The internet has lost its mind over feral hogs — specifically 30 to 50 of them.
It all started innocently enough, when Americana singer-songwriter Jason Isbell tweeted about assault weapons:
If you’re on here arguing the definition of “assault weapon” today you are part of the problem. You know what an assault weapon is, and you know you don’t need one.— Jason Isbell (@JasonIsbell) August 4, 2019
Which led to a specific reply from one William McNabb:
Legit question for rural Americans - How do I kill the 30-50 feral hogs that run into my yard within 3-5 mins while my small kids play?— William McNabb (@WillieMcNabb) August 4, 2019
Which then led to general confusion about why this man had so many hogs entering his yard and in such a short time frame.
Jokes were made, many hilarious. But then things turned serious when news outlets got down to business uncovering the real danger behind FERAL SWINE.
It turns out feral swine are real assholes. A genetic mashup of domestic pigs and Eurasian wild boars, these beasts exist in at least 35 states, including Ohio, and cause damage to crops, property and, yes, small kids playing in yards.
They can weigh between 125 and 200 pounds, have tusks and, according to the author of Wild Pigs in the United States, have killed 84 people between 2007 and 2017 (far less than assault weapons, but...). According to the Centers for Disease Control and Prevention, there are over 24 diseases humans can get from wild boars and 37 parasites.
The Ohio Department of Natural Resources says that in the year 2000, feral swine caused about $800 million in damages to crops and property annually — and their population numbers have drastically increased since then (swine mature at eight months and can have two litters of up to 10 piglets a year.) The ODNR doesn't have a full population estimate because the public is not required to report sightings, but in 2013 there were an estimated 5 to 6 million wild boar across the U.S. The swine will go after everything from corn and soybeans to watermelon, turnips and timber. And since they are rooters, they will dig giant holes searching for food and to create places to wallow, causing additional damage to crops and property as well as severely damaging "downstream water quality through silt deposition and bacterial contamination," says the ODNR. They're also omnivores and will eat the babies of white-tailed deer and other livestock because, again, they are assholes.
Which is all to circle back to say, maybe McNabb had a point: How the hell do we kill those 30 to 50 feral hogs?
In Ohio, not with an assault rifle, but you can kill them with:
- A longbow
- A crossbow
- Any caliber handgun
- Any caliber rifle
- A 10 gauge or smaller shotgun
- Or an airgun
And not just 30 to 50. You can kill as many goddamn hogs as you want, anytime you want.

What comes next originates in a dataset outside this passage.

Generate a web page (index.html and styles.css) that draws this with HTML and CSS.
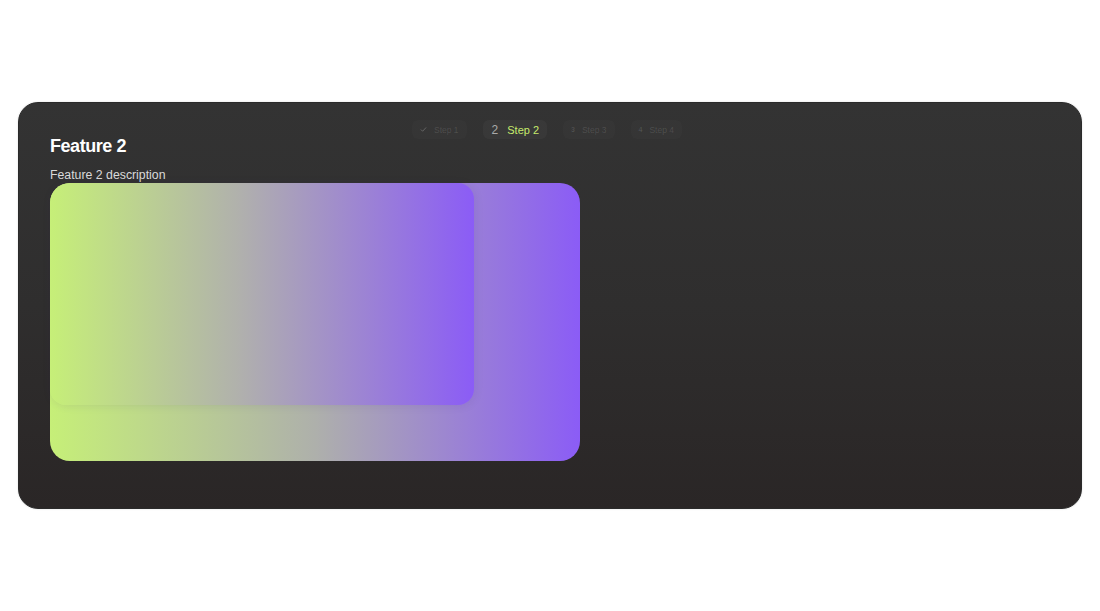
FILE: index.html
```html
<!DOCTYPE html>
<html lang="en">
<head>
<meta charset="utf-8">
<title>Feature steps</title>
<link rel="stylesheet" href="styles.css">
</head>
<body>
<main class="card">
  <nav class="steps">
    <div class="step done">
      <svg class="check" viewBox="0 0 12 12" width="7" height="7"><path d="M2 6.5l2.5 2.5L10 3" fill="none" stroke="currentColor" stroke-width="1.6" stroke-linecap="round" stroke-linejoin="round"/></svg>
      <span class="label">Step 1</span>
    </div>
    <div class="step active">
      <span class="num">2</span>
      <span class="label">Step 2</span>
    </div>
    <div class="step">
      <span class="num">3</span>
      <span class="label">Step 3</span>
    </div>
    <div class="step">
      <span class="num">4</span>
      <span class="label">Step 4</span>
    </div>
  </nav>
  <h2 class="title">Feature 2</h2>
  <p class="desc">Feature 2 description</p>
  <div class="visual">
    <div class="panel"></div>
  </div>
</main>
</body>
</html>
```
FILE: styles.css
```css
* { box-sizing: border-box; }
html, body { margin: 0; padding: 0; }
body {
  width: 1100px;
  height: 611px;
  background: #ffffff;
  display: flex;
  align-items: flex-start;
  justify-content: flex-start;
  padding: 102px 0 0 18px;
  font-family: "Liberation Sans", Arial, sans-serif;
}
.card {
  position: relative;
  width: 1064px;
  height: 407px;
  border-radius: 20px;
  background: linear-gradient(180deg, #333333 0%, #2f2e2e 50%, #2a2626 100%);
  border: 1px solid #2a2a2a;
  padding: 29px 31px 0 31px;
  box-shadow: 0 0 2px rgba(0,0,0,0.15);
}
.steps {
  position: absolute;
  top: 17px;
  left: 0;
  right: 0;
  display: flex;
  justify-content: center;
  gap: 16px;
  padding-right: 6px;
}
.step {
  height: 19px;
  display: flex;
  align-items: center;
  gap: 7px;
  padding: 0 8px;
  border-radius: 6px;
  background: rgba(255,255,255,0.015);
  box-shadow: 0 0 4px rgba(255,255,255,0.015);
  color: rgba(255,255,255,0.13);
  font-size: 8.5px;
}
.step .num { font-size: 7px; font-weight: bold; }
.step .check { color: rgba(255,255,255,0.25); }
.step.active {
  padding: 0 8px 0 9px;
  gap: 9px;
  background: rgba(255,255,255,0.03);
}
.step.active .num {
  font-size: 12px;
  font-weight: normal;
  color: #a9a9a9;
}
.step.active .label {
  font-size: 11px;
  color: #c6ea6c;
}
.title {
  margin: 0 0 7px 0;
  font-size: 18px;
  line-height: 28px;
  font-weight: bold;
  letter-spacing: -0.025em;
  color: #ffffff;
}
.desc {
  margin: 0;
  font-size: 12.3px;
  line-height: 16px;
  color: #dadada;
}
.visual {
  position: relative;
  width: 530px;
  height: 278px;
  border-radius: 20px;
  background: linear-gradient(90deg, #c6ef78 0%, #aeb0ab 50%, #8b5cf6 100%);
}
.panel {
  width: 424px;
  height: 222px;
  border-radius: 20px 16px 16px 16px;
  background: linear-gradient(90deg, #c6ef78 0%, #b0b0ad 45%, #8b5cf6 100%);
  box-shadow: 1px 1px 8px rgba(60, 30, 120, 0.1);
}
```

As of the end of 2016, the ODNR says feral swine have been found on public land in Adams, Ashtabula, Athens, Belmont, Gallia, Hocking, Jackson, Lawrence, Monroe, Ross, Scioto and Vinton counties.
"Thus far, eradication efforts have focused on smaller, emerging populations in the northern half of Ohio with great success," says the ODNR. "Currently, no large-scale eradication efforts are being conducted in those counties with known breeding populations. Hunters can aid in removal of swine and are encouraged to do so as opportunities arise. There is no closed season on feral swine.
"Ohio’s hunters are encouraged to harvest any feral swine they encounter in the wild to limit the spread of swine populations. Feral swine are primarily nocturnal, spending their days resting in dense vegetation or wallowing in mud holes. These nuisance animals may be legally harvested year-round by hunters with a valid Ohio hunting license or by landowners on their own property."
Basically, as long as you have a hunting license, it's a free for all on those feral hogs. Just remember to cook their meat to an internal temperature of 160 degrees Fahrenheit to avoid their 30 to 50 diseases.